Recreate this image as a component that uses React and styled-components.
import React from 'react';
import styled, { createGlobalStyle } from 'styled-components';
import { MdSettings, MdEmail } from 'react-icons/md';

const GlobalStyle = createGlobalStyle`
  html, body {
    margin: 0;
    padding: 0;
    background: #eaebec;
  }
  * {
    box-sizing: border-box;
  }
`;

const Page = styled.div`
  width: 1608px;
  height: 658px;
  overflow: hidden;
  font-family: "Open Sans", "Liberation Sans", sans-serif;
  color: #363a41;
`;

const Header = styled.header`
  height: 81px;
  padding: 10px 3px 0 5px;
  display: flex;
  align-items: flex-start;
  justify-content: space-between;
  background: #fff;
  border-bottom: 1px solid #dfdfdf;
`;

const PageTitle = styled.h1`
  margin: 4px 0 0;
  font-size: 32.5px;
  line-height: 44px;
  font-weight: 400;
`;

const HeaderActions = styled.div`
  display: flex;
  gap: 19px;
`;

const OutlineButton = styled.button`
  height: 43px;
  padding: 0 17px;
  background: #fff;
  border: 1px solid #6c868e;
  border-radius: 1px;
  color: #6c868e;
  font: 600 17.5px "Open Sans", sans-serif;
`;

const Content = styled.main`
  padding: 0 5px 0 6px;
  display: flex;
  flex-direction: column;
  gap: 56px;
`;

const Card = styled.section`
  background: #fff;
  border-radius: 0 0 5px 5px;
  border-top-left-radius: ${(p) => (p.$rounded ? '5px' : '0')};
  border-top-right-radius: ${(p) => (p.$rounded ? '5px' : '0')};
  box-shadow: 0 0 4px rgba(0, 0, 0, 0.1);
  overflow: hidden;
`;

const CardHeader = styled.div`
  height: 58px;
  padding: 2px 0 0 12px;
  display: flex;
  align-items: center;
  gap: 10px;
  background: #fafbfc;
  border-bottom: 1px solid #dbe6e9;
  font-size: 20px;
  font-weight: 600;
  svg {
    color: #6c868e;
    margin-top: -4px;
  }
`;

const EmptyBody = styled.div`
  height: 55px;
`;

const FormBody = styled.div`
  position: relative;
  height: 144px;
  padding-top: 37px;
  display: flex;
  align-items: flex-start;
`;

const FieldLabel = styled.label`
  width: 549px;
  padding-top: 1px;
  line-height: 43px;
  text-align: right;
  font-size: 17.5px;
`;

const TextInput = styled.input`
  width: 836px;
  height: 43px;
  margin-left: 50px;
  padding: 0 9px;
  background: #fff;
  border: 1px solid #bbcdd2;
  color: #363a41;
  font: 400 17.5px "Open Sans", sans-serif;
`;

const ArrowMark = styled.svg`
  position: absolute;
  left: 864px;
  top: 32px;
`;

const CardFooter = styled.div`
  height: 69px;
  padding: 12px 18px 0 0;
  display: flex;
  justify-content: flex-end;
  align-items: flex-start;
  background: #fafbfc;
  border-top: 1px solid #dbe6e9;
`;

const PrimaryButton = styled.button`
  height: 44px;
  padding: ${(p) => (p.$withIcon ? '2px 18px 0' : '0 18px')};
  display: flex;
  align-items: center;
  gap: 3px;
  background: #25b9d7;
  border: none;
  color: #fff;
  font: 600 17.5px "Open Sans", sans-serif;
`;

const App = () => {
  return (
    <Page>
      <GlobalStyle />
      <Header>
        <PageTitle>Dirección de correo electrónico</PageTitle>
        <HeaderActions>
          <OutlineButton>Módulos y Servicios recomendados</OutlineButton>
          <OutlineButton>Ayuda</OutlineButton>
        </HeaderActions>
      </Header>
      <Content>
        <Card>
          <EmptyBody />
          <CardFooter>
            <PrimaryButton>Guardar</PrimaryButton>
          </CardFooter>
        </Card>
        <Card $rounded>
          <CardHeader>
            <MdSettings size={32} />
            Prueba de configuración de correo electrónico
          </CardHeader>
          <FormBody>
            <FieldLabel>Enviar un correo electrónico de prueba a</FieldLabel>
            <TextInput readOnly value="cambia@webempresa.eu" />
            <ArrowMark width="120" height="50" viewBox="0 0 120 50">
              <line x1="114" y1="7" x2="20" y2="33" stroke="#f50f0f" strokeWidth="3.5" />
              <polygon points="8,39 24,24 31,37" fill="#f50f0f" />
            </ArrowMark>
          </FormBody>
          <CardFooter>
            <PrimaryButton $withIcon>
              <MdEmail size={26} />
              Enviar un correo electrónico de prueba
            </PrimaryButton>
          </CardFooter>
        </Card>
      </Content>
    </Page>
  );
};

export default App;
┄┄┄┄┄┄
Write out the data exactly as it stands.

Recreate this image as a component that uses React and styled-components.
import React from 'react';
import styled, { createGlobalStyle } from 'styled-components';
import { MdSettings, MdEmail } from 'react-icons/md';

const GlobalStyle = createGlobalStyle`
  html, body {
    margin: 0;
    padding: 0;
    background: #eaebec;
  }
  * {
    box-sizing: border-box;
  }
`;

const Page = styled.div`
  width: 1608px;
  height: 658px;
  overflow: hidden;
  font-family: "Open Sans", "Liberation Sans", sans-serif;
  color: #363a41;
`;

const Header = styled.header`
  height: 81px;
  padding: 10px 3px 0 5px;
  display: flex;
  align-items: flex-start;
  justify-content: space-between;
  background: #fff;
  border-bottom: 1px solid #dfdfdf;
`;

const PageTitle = styled.h1`
  margin: 4px 0 0;
  font-size: 32.5px;
  line-height: 44px;
  font-weight: 400;
`;

const HeaderActions = styled.div`
  display: flex;
  gap: 19px;
`;

const OutlineButton = styled.button`
  height: 43px;
  padding: 0 17px;
  background: #fff;
  border: 1px solid #6c868e;
  border-radius: 1px;
  color: #6c868e;
  font: 600 17.5px "Open Sans", sans-serif;
`;

const Content = styled.main`
  padding: 0 5px 0 6px;
  display: flex;
  flex-direction: column;
  gap: 56px;
`;

const Card = styled.section`
  background: #fff;
  border-radius: 0 0 5px 5px;
  border-top-left-radius: ${(p) => (p.$rounded ? '5px' : '0')};
  border-top-right-radius: ${(p) => (p.$rounded ? '5px' : '0')};
  box-shadow: 0 0 4px rgba(0, 0, 0, 0.1);
  overflow: hidden;
`;

const CardHeader = styled.div`
  height: 58px;
  padding: 2px 0 0 12px;
  display: flex;
  align-items: center;
  gap: 10px;
  background: #fafbfc;
  border-bottom: 1px solid #dbe6e9;
  font-size: 20px;
  font-weight: 600;
  svg {
    color: #6c868e;
    margin-top: -4px;
  }
`;

const EmptyBody = styled.div`
  height: 55px;
`;

const FormBody = styled.div`
  position: relative;
  height: 144px;
  padding-top: 37px;
  display: flex;
  align-items: flex-start;
`;

const FieldLabel = styled.label`
  width: 549px;
  padding-top: 1px;
  line-height: 43px;
  text-align: right;
  font-size: 17.5px;
`;

const TextInput = styled.input`
  width: 836px;
  height: 43px;
  margin-left: 50px;
  padding: 0 9px;
  background: #fff;
  border: 1px solid #bbcdd2;
  color: #363a41;
  font: 400 17.5px "Open Sans", sans-serif;
`;

const ArrowMark = styled.svg`
  position: absolute;
  left: 864px;
  top: 32px;
`;

const CardFooter = styled.div`
  height: 69px;
  padding: 12px 18px 0 0;
  display: flex;
  justify-content: flex-end;
  align-items: flex-start;
  background: #fafbfc;
  border-top: 1px solid #dbe6e9;
`;

const PrimaryButton = styled.button`
  height: 44px;
  padding: ${(p) => (p.$withIcon ? '2px 18px 0' : '0 18px')};
  display: flex;
  align-items: center;
  gap: 3px;
  background: #25b9d7;
  border: none;
  color: #fff;
  font: 600 17.5px "Open Sans", sans-serif;
`;

const App = () => {
  return (
    <Page>
      <GlobalStyle />
      <Header>
        <PageTitle>Dirección de correo electrónico</PageTitle>
        <HeaderActions>
          <OutlineButton>Módulos y Servicios recomendados</OutlineButton>
          <OutlineButton>Ayuda</OutlineButton>
        </HeaderActions>
      </Header>
      <Content>
        <Card>
          <EmptyBody />
          <CardFooter>
            <PrimaryButton>Guardar</PrimaryButton>
          </CardFooter>
        </Card>
        <Card $rounded>
          <CardHeader>
            <MdSettings size={32} />
            Prueba de configuración de correo electrónico
          </CardHeader>
          <FormBody>
            <FieldLabel>Enviar un correo electrónico de prueba a</FieldLabel>
            <TextInput readOnly value="cambia@webempresa.eu" />
            <ArrowMark width="120" height="50" viewBox="0 0 120 50">
              <line x1="114" y1="7" x2="20" y2="33" stroke="#f50f0f" strokeWidth="3.5" />
              <polygon points="8,39 24,24 31,37" fill="#f50f0f" />
            </ArrowMark>
          </FormBody>
          <CardFooter>
            <PrimaryButton $withIcon>
              <MdEmail size={26} />
              Enviar un correo electrónico de prueba
            </PrimaryButton>
          </CardFooter>
        </Card>
      </Content>
    </Page>
  );
};

export default App;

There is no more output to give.